How can I live? The Five-Years Plan will not succeed. The Communists
will not last very long, for we cannot stick it any longer. You see if
there will not be a revolution.” Nor was this miner the only Russian who
was so angry with present conditions as to speak of an uprising, for other
citizens, especially in the south, spoke of revolution. Women
are equally discontented with living conditions. A woman worker said:
“Times are bad. From 1922 until last year everything was
satisfactory, but now things have become unbearable. With the money I
receive for my eight-hour day’s work I can only buy a small plateful of
potatoes and tomatoes or a tiny portion of fish. I earn 52 roubles
(nominally about £5 a month). How can I live?” Lack of faith in
the future of the Plan and disillusionment characterized the conversation of
most non-active workers. Bitter
hatred of Communists and of the privileges they enjoy was often expressed.

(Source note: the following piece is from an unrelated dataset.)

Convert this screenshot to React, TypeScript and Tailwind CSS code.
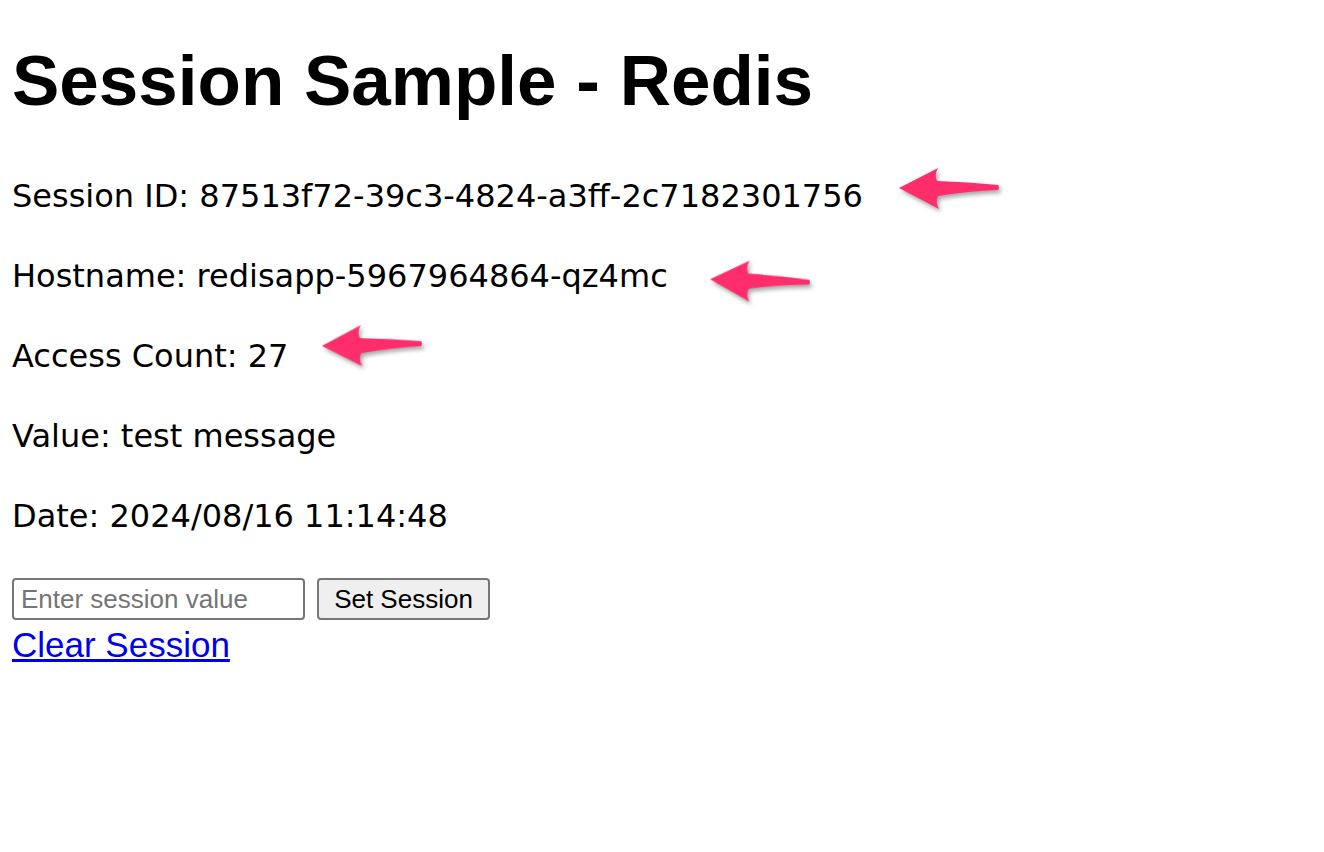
import React from 'react';

// 注記用の矢印（スクリーンショット上の赤い矢印）
const Arrow: React.FC<{ className?: string }> = ({ className }) => (
  <svg
    className={className}
    width="106"
    height="48"
    viewBox="0 0 106 48"
    style={{ filter: 'drop-shadow(2px 3px 2px rgba(0,0,0,0.35))' }}
  >
    <path
      d="M2 23 L41 3 Q37 10 40 16 Q72 17 101 20 Q103 22.5 101 25 Q72 26 41 31 Q38 38 42 44 Z"
      fill="#ff2d6b"
    />
  </svg>
);

const rows = [
  'Session ID: 87513f72-39c3-4824-a3ff-2c7182301756',
  'Hostname: redisapp-5967964864-qz4mc',
  'Access Count: 27',
  'Value: test message',
  'Date: 2024/08/16 11:14:48',
];

export default function App() {
  return (
    <div className="relative min-h-[852px] bg-white px-[12px] text-black">
      <h1
        className="pt-[39px] text-[71px] font-bold leading-[84px]"
        style={{ fontFamily: '"Liberation Sans", Arial, sans-serif' }}
      >
        Session Sample - Redis
      </h1>

      <div
        className="mt-[49px] flex flex-col gap-[32px] text-[32px] leading-[48px]"
        style={{ fontFamily: '"DejaVu Sans", "Noto Sans CJK JP", sans-serif' }}
      >
        {rows.map((r) => (
          <p key={r}>{r}</p>
        ))}
      </div>

      <form
        className="mt-[38px] flex items-center gap-[12px]"
        style={{ fontFamily: '"Liberation Sans", Arial, sans-serif' }}
        onSubmit={(e) => e.preventDefault()}
      >
        <input
          type="text"
          placeholder="Enter session value"
          className="h-[42px] w-[293px] rounded-[4px] border-2 border-[#767676] px-[7px] text-[26px] placeholder:text-[#757575]"
        />
        <button
          type="submit"
          className="h-[42px] w-[173px] rounded-[4px] border-2 border-[#767676] bg-[#efefef] text-[26px]"
        >
          Set Session
        </button>
      </form>
      <a
        href="#"
        className="mt-[2px] block w-fit text-[35px] leading-[46px] text-[#0000ee] underline"
        style={{ fontFamily: '"Liberation Sans", Arial, sans-serif' }}
      >
        Clear Session
      </a>

      <Arrow className="absolute left-[897px] top-[165px]" />
      <Arrow className="absolute left-[708px] top-[258px] rotate-[2deg]" />
      <Arrow className="absolute left-[320px] top-[322px] -rotate-[1deg]" />
    </div>
  );
}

During a journey in the South a train passed ours and in were two cleanly
dressed men travelling first-class. A workingwoman (a cook) who was in our
compartment shouted: “There’s a party man and there’s another. They
are both travelling soft [first-class]. They get everything and we have to
starve.” With this there was general agreement among the people
the compartment. “The Communists get the best rooms and we get none at
all. They just send somebody off to the prisons of Solovki and take their
room," said a miner on another journey. STALIN'S
DREAM
Stalin
shares the unpopularity of his Party and most Russians evaded a reply to any
question about him saying: “If Lenin had only lived, then all would have been
well.” An anecdote told with a warning that to repeat it would render
anyone guilty of a counter-revolutionary act, illustrates the general attitude
towards the dictator. Stalin has a dream in which Lenin appears and says
to him: “Good-day Stalin. How is Russia?” Stalin replies, “We
are getting on splendidly. Our achievements under the Five-Years Plan are
wonderful.” Lenin asks’ “But what are you going to do when the
Five-years Plan is over?” Stalin answers: “Oh, then we shall have
another Five-Years Plan.” Finally Lenin crushes Stalin by saying: By
that time everyone in Russia will have died and have joined me and you will be
the only man left to carry out your second Five-Years Plan.” Rykov
and Tomsky are despised for their weakness in the 6th Congress of the Communist
Party, when they showed abject humility before Stalin. One often hears
praise, however of the right wing moderate Bukharin. The remark is
frequently made: “Bukharin is not done for yet.” Nor
do the methods used by the Party meet with the approval of the masses. The
Communists have committed a tactical blunder in over-indulging in propaganda.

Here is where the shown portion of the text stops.